Escalating when the airline drags its feet
Most claims resolve, but slowly, and a firm paper trail moves them along. Follow up in writing (email, not phone) referencing your PIR number, keep copies of everything, and be specific about the amount and the receipts backing it. If a bag is still missing after the airline's declared-lost period, formally ask them to treat it as lost and settle.
If you stall out, you have external options. For US travel, you can file a complaint with the Department of Transportation, which airlines take seriously. For flights within, from, or (on some carriers) to the European Union and the UK, national enforcement bodies handle air-passenger complaints. Your credit-card issuer or travel insurer is a parallel track you can run at the same time. Persistence and documentation win these; a well-organized claim with receipts and a clear number is far harder to ignore than a frustrated phone call.
Frequently asked questions
How long before a delayed bag is officially considered lost?
There is no single universal number, but airlines commonly treat a bag as lost after around 21 days of being missing, which also aligns with the Montreal Convention's 21-day threshold for international flights. Once a bag is declared lost, the full lost-baggage liability rules apply and you can claim the value of your belongings up to the applicable cap. You can formally ask the airline to declare it lost once that period passes.
How much can I get for a lost bag on an international flight?
Airline liability is capped by the Montreal Convention at 1,519 SDR per passenger (raised from 1,288 SDR on December 28, 2024), which works out to roughly $2,000 to $2,100 depending on exchange rates. That is a maximum on proven loss, not an automatic payout, so you claim the actual value of what was lost and the cap only limits the ceiling.
Is the limit different for US domestic flights?
Yes, and it is higher.

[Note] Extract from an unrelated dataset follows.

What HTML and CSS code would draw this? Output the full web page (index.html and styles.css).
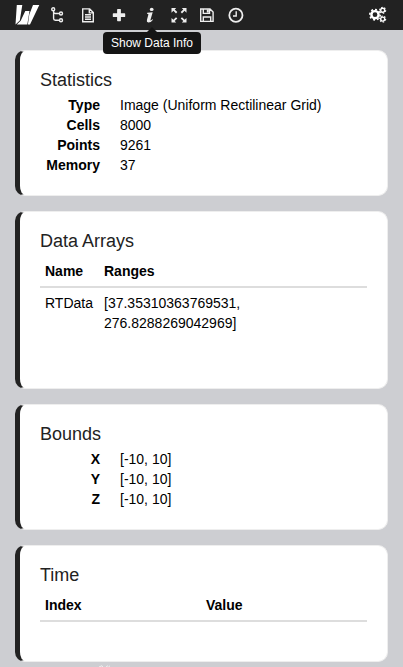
FILE: index.html
```
<!DOCTYPE html>
<html lang="en">
<head>
<meta charset="utf-8">
<title>Data Info</title>
<link rel="stylesheet" href="styles.css">
</head>
<body>
<header class="toolbar">
  <svg class="logo" viewBox="0 0 25 20"><path d="M1.800 0H7.300L4.800 15.500 .5 19.600ZM10.300 6H14.500L12.300 19.600H1.800L5.700 15.800ZM18 0H24.300L15 19.600H12.900L14.300 9.500Z"/></svg>
  <svg class="icon" viewBox="0 0 16 16"><g class="line"><circle cx="4.200" cy="2.300" r="1.500"/><circle cx="12" cy="6.500" r="1.500"/><circle cx="12" cy="13.200" r="1.500"/><path d="M4.600 4V11.500Q4.600 13.200 6.300 13.200H10.300M4.600 5Q4.600 6.500 6.300 6.500H10.300"/></g></svg>
  <svg class="icon" viewBox="0 0 16 16"><path class="line" d="M2.700 1.900H9.700L13.300 5.500V14.700H2.700ZM9.300 1.900V5.900H13.300M5 7.800H11M5 10H11M5 12.200H11"/></svg>
  <svg class="icon" viewBox="0 0 16 16"><path d="M6.800 2H9.300Q9.900 2 9.900 2.600V6.300H13.500Q14.200 6.300 14.200 6.900V9.400Q14.200 10 13.500 10H9.900V13.500Q9.900 14.200 9.300 14.200H6.800Q6.100 14.200 6.100 13.500V10H2.500Q1.800 10 1.800 9.400V6.900Q1.800 6.300 2.500 6.300H6.100V2.600Q6.100 2 6.800 2Z"/></svg>
  <span class="active">
    <svg class="icon" viewBox="0 0 16 16"><ellipse cx="9.700" cy="2.400" rx="1.900" ry="1.700"/><path d="M5.200 5.700 10.700 5.200 8.500 12.800Q8.300 13.700 9.100 13.300L10.600 12.200 11 12.700Q8.900 15.700 6.300 15.600 4.300 15.400 4.900 13.100L6.400 7.600Q6.600 6.700 5 6.700Z"/></svg>
    <span class="tooltip">Show Data Info</span>
  </span>
  <svg class="icon" viewBox="0 0 16 16"><path d="M.5 1H5.200L3.700 2.500 6.300 5.100 5 6.400 2.400 3.800.5 5.700ZM15.500 1V5.700L13.600 3.800 11 6.400 9.700 5.100 12.300 2.500 10.800 1ZM.5 15.600V10.900L2.400 12.800 5 10.200 6.300 11.500 3.700 14.100 5.200 15.600ZM15.500 15.600H10.800L12.300 14.100 9.700 11.500 11 10.200 13.600 12.800 15.500 10.900Z"/></svg>
  <svg class="icon" viewBox="0 0 16 16"><path class="line" d="M1.700 2H11L14.100 5.100V14.400H1.700ZM4.300 2V6.400H10.500V2M4.300 14.400V10H11.700V14.400"/><path d="M7.800 2.400H9.800V5.600H7.800Z"/></svg>
  <svg class="icon" viewBox="0 0 16 16"><circle class="line thick" cx="7.900" cy="8.300" r="6.600"/><path class="line" d="M8.200 4.300V9H5"/></svg>
  <svg class="gears" viewBox="0 0 18 18"><g class="gear"><circle cx="6" cy="8.700" r="3.600"/><circle class="teeth" cx="6" cy="8.700" r="5.200" pathLength="16"/></g><g class="gear small"><circle cx="13.700" cy="4.300" r="2"/><circle class="teeth" cx="13.700" cy="4.300" r="3" pathLength="12"/><circle cx="13.700" cy="13.100" r="2"/><circle class="teeth" cx="13.700" cy="13.100" r="3" pathLength="12"/></g></svg>
</header>
<main class="panel">
  <section class="card statistics">
    <h4>Statistics</h4>
    <dl><dt>Type</dt><dd>Image (Uniform Rectilinear Grid)</dd><dt>Cells</dt><dd>8000</dd><dt>Points</dt><dd>9261</dd><dt>Memory</dt><dd>37</dd></dl>
  </section>
  <section class="card arrays">
    <h4>Data Arrays</h4>
    <table><thead><tr><th class="name">Name</th><th>Ranges</th></tr></thead><tbody><tr><td>RTData</td><td>[37.35310363769531,<br>276.8288269042969]</td></tr></tbody></table>
  </section>
  <section class="card bounds">
    <h4>Bounds</h4>
    <dl><dt>X</dt><dd>[-10, 10]</dd><dt>Y</dt><dd>[-10, 10]</dd><dt>Z</dt><dd>[-10, 10]</dd></dl>
  </section>
  <section class="card time">
    <h4>Time</h4>
    <table><thead><tr><th class="index">Index</th><th>Value</th></tr></thead></table>
  </section>
  <svg class="marker" viewBox="0 0 14 12"><path d="M1 2 4 .7 6 4M12 .7 8.500 4M8 2 10 .7"/></svg>
</main>
</body>
</html>
```

FILE: styles.css
```
* { box-sizing: border-box; }
html { height: 100%; overflow: hidden; }
body {
  margin: 0;
  height: 100%;
  overflow: hidden;
  background: #cdced2;
  color: #000;
  font: 14px/20px "Liberation Sans", Arial, sans-serif;
}
.toolbar {
  display: flex;
  align-items: center;
  height: 30px;
  padding: 0 16px 0 15px;
  background: #222;
}
.toolbar svg { display: block; flex: none; fill: #eee; }
.toolbar .logo { width: 25px; height: 20px; margin-right: 9px; fill: #fff; }
.icon { width: 16px; height: 16px; margin-right: 15px; }
.active { position: relative; margin-right: 12.500px; }
.active .icon { margin-right: 0; }
.active ~ .icon { margin-right: 12.700px; }
.line { fill: none; stroke: #eee; stroke-width: 1.400; }
.toolbar .line { fill: none; }
.line.thick { stroke-width: 1.800; }
.toolbar .gears { width: 18px; height: 18px; margin-left: auto; }
.gear { fill: none; stroke: #fff; stroke-width: 2.400; }
.gear .teeth { stroke-width: 1.600; stroke-dasharray: 1 1; }
.gear.small { stroke-width: 1.400; }
.small .teeth { stroke-width: 1.100; }
.tooltip {
  position: absolute;
  z-index: 2;
  top: 25px;
  left: -39px;
  width: 98px;
  height: 22px;
  border-radius: 4px;
  background: #151515;
  color: #fff;
  font-size: 12px;
  line-height: 22px;
  text-align: center;
  white-space: nowrap;
}
.tooltip::before {
  content: "";
  position: absolute;
  left: 44px;
  bottom: 100%;
  border: 5px solid transparent;
  border-top: 0;
  border-bottom-color: #151515;
}
.panel { padding: 20px 15px 0; }
.card {
  margin-bottom: 15px;
  padding: 19px 20px 0;
  border: 1px solid #eee;
  border-left: 5px solid #222;
  border-radius: 10px;
  background: #fff;
}
.statistics { height: 146px; }
.arrays { height: 178px; }
.bounds { height: 126px; }
.time { height: 117px; }
h4 {
  margin: 0 0 5px;
  color: #222;
  font-size: 18px;
  font-weight: 400;
  line-height: 20px;
}
dl {
  display: grid;
  grid-template-columns: 60px 1fr;
  column-gap: 20px;
  margin: 0;
}
dt { font-weight: 700; text-align: right; }
dd { margin: 0; }
table { width: 100%; border-collapse: collapse; }
th, td { padding: 5px; text-align: left; vertical-align: top; }
th { border-bottom: 2px solid #ddd; }
.name { width: 59px; }
.index { width: 161px; }
.marker {
  display: block;
  width: 14px;
  height: 12px;
  margin: -12px 0 0 83px;
  fill: none;
  stroke: #eee;
}
```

US domestic flights are governed by a Department of Transportation limit rather than the Montreal Convention, currently $4,700 per passenger. You claim the documented, often depreciated, value of your belongings up to that amount, though airlines can limit liability for certain high-value or fragile categories.
What is a PIR and why does it matter so much?
A Property Irregularity Report is the official record you file at the airline's baggage desk when your bag does not arrive or arrives damaged. It generates a reference number that nearly every subsequent claim depends on. File it before you leave the airport; filing later, or not at all, is the most common reason otherwise valid claims get rejected.
Can I get reimbursed for clothes and toiletries while I wait for a delayed bag?
Generally yes. Reasonable, necessary interim purchases like basic toiletries and a change of clothes are reimbursable while your bag is delayed. Buy modestly, keep every receipt, and submit them with your PIR reference. Some airlines pay a daily allowance; others reimburse actual costs. Your travel credit card or insurance may also cover these, often after a delay of around 6 hours.
My bag arrived damaged. How long do I have to complain?
On international flights under the Montreal Convention you must notify the airline in writing within 7 days for a damaged bag, and within 21 days for a delayed bag counted from delivery. These deadlines are strict, so photograph the damage before leaving the airport, keep the item, and file promptly. Everyday wear and tear and minor scuffs are usually excluded.
This guide is independently written for general information only and is not affiliated with any airline. Baggage fees, allowances, and policies change frequently and vary by route, fare type, and date β always confirm the current rules on your airline's official website before you book or fly.